A Periodic Fractional Wiener Process for Remaining Useful Life Prediction of Photovoltaic Systems with Long-Range Dependence

Global warming concerns have spurred rapid growth in the photovoltaic industry, boosting academic interest in photovoltaic system degradation modeling. Although current studies have considered the natural environmental impact on photovoltaic systems, they often focus on single correlations, overlooking multiple correlations and their mutual influences. These multifaceted interactions affect both energy generation and degradation of photovoltaic systems, leading to long-range dependence in their degradation patterns.

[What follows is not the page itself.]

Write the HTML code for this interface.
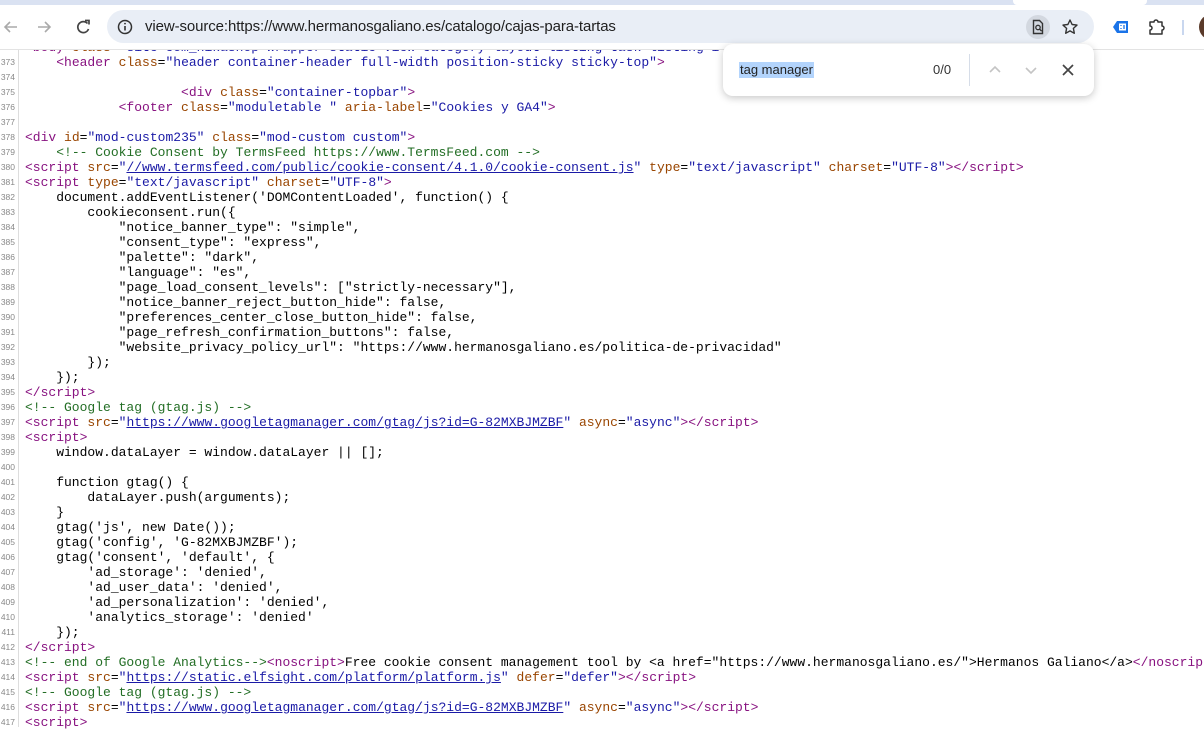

Moreover, the natural environmental impact on photovoltaic systems exhibits quasi-periodic characteristics driven by seasonal fluctuations. The coexistence of long-range dependence and quasi-periodicity presents significant challenges to the effectiveness of traditional models when applied to photovoltaic performance modeling. This study proposes the periodic fractional Wiener process (PFWP) to capture the long-range dependence and quasi-periodicity simultaneously. Building on this, we develop a PFWP-based degradation model to predict the remaining useful life (RUL) of photovoltaic systems, which is a crucial reliability metric reflecting system performance. Additionally, unknown parameters are predicted by a two-stage maximum likelihood estimation. Five open-source datasets from diverse photovoltaic technologies are adopted to verify that our model offers superior data fitting and RUL prediction accuracy. Particularly, we show that accurate and stable failure time estimations are guaranteed one year in advance.